I've seen plenty of sites rank high for competitive terms and their link profiles are weak if you only count Followed links.
I don't fault you for arriving at that conclusion. It's entirely reasonable. It's hard to disagree with what one sees with one's own eyes. You seem the rational and reasonable type so I will give you some rational reasons why the rankings you see are not from the no-followed links.
I've already described to you why "trust" and "relevance" do not flow from a nofollowed link. It is established and understood that
nothing is flowing from the nofollowed link.
So we have to ask, if nothing is flowing from the nofollowed link, then why is there a site with predominantly nofollowed links in the SERPs?
1. You may not be seeing their entire backlink profile. I have yet to find a tool that can unravel all the links pointing to my sites. And if you are relying on the Google backlink search then forget it. Google's backlink searches have always been a sample and they have become worse. You're better off in doing a verbatim search for the URL (instances where the URL is published online) as well as a search for instances where the company name is mentioned.
I'm serious, verbatim searches for company names are the new backlink search.
2. The barrier to competition is low in certain aggressive niches. What that means is that certain niches can grow aggressive and rely on certain techniques, such as multi-hyphen domain names all under the control of the same person, massive reciprocal links, paid links from poor sources, inbound links from templates, that kind of thing. When the competition looks at that they justifiably conclude that they need to do the same thing. So in certain niches the SERPs perpetuate a certain kind of low level SEO.
The funny thing about those kinds of SERPs is that the barrier to entry is actually lower than the competition realizes. I have helped clients walk into the top one, two, and three positions for a variety of two word and longer competitive phrases simply with a handful of really good links that trumped the aggressive techniques because we had better relevance and trust on our side. The competition was weaker than it appeared, ranking was easier than anticipated.

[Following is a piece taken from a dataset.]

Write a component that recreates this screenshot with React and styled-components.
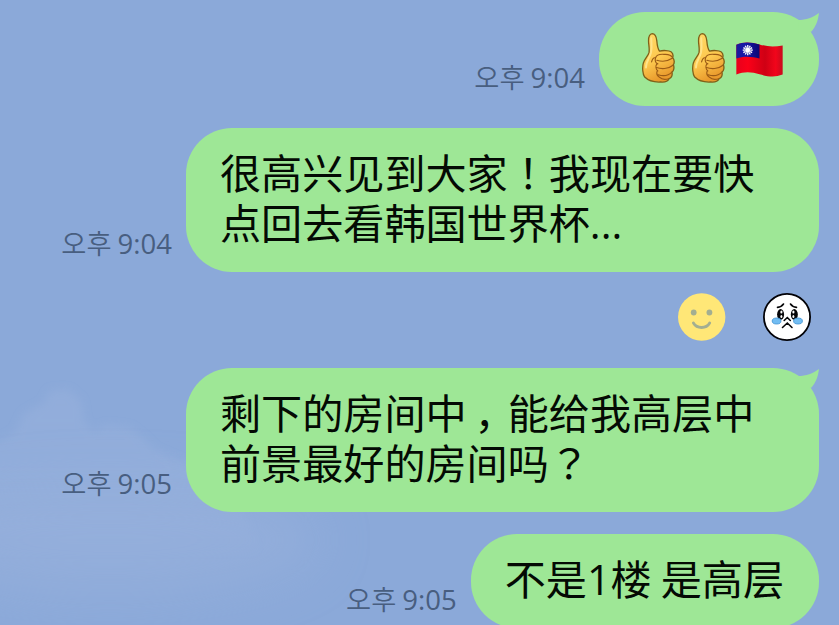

3. Now this is the most important distinction about Google SERPs, this is the one that really confuses people because it doesn't fit into the standard SEO box of ranking factors. If you can understand this one thing, then your perception of the SERPs and what is going on will have improved tenfold. Here it is:
The SERPs are not a list of the top ten best answers according to link profile. a. Google does not rank websites in descending order of sites with the most or best backlinks. The site in position three doesn't necessarily have more backlinks than the site in position eight.
b. To further confuse things, there is a random element in the SERPs for the purpose of anticipating different user intent. When someone types Work Accident into the search box, it could have something to with workers compensation law, lawyers, rights, examples, videos, any number of things.
c. There is another random element in the SERPs, and I refer to it as the
mom and pop factor. Google seems to discard what we understand to be the standard ranking elements and throws a site into the SERPs that, based on it's link profile, does not belong there. This circles back to the heart of this understanding about the SERPs:
The SERPs are not a list of the top ten best answers according to link profile.